At a launch ceremony this week, the Royal New Zealand Navy’s first purpose-built ship in 10 years, HMNZS Aotearoa, finally found herself in her natural environment only eight months after her keel was laid in a South Korean shipyard, the RNZN press office announced on April 25.
HMNZS Aotearoa auxiliary ship was constructed at the Hyundai Heavy Industries dry dock under a USD327 million contract.
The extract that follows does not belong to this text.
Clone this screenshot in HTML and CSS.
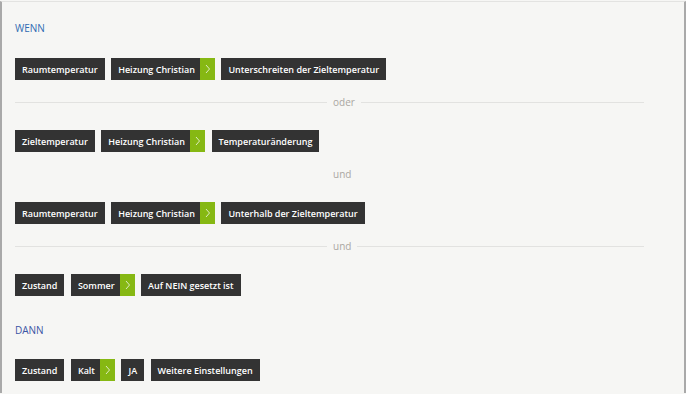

In 2020, it will replace the Navy’s latest replenishment oiler, HMNZS Endeavour, which was decommissioned in 2017.
“Seeing a ship of this size and capability on the water nearing full completion is a really exciting time for our Navy,” said the Chief of Navy, Rear Admiral David Proctor, during his speech.
“Aotearoa will provide us with a world-class maritime sustainment capability. She is a ship that will carry our nation’s name with pride to all corners of the world as we advance New Zealand’s interests from the sea.”
At 173m long, HMNZS Aotearoa is the largest ship the RNZN have ever had in the fleet. The vessel will carry 9,500 tonnes of fuel enough to ‘fill up’ a frigate like HMNZS TE MANA or TE KAHA 13.87 times. And she’ll be able to carry and operate an RNZAF NH90 helicopter.
She is the first ship to use the Rolls Royce’s Environship design, which includes a new wave-piercing hull for reduced resistance and fuel consumption. Capability features ice-strengthening and ‘winterisation’ for operations in Antarctica. HMNZS Aotearoa sensors package includes a Farsounder-1000 sonar and SharpEye S and X-Band navigation radars. The two Bergen Main Engines will allow a maximum speed of 16 knots and a range of about 6,400 nm.
HMNZS Aotearoa now begins six months of fit out before her formal naming ceremony in October in Ulsan, South Korea, attended by the Governor-General of New Zealand and the ship sponsor, Dame Patsy Reddy. The Commissioning of the ship will take place at the Devonport Naval Base in Auckland in early 2020.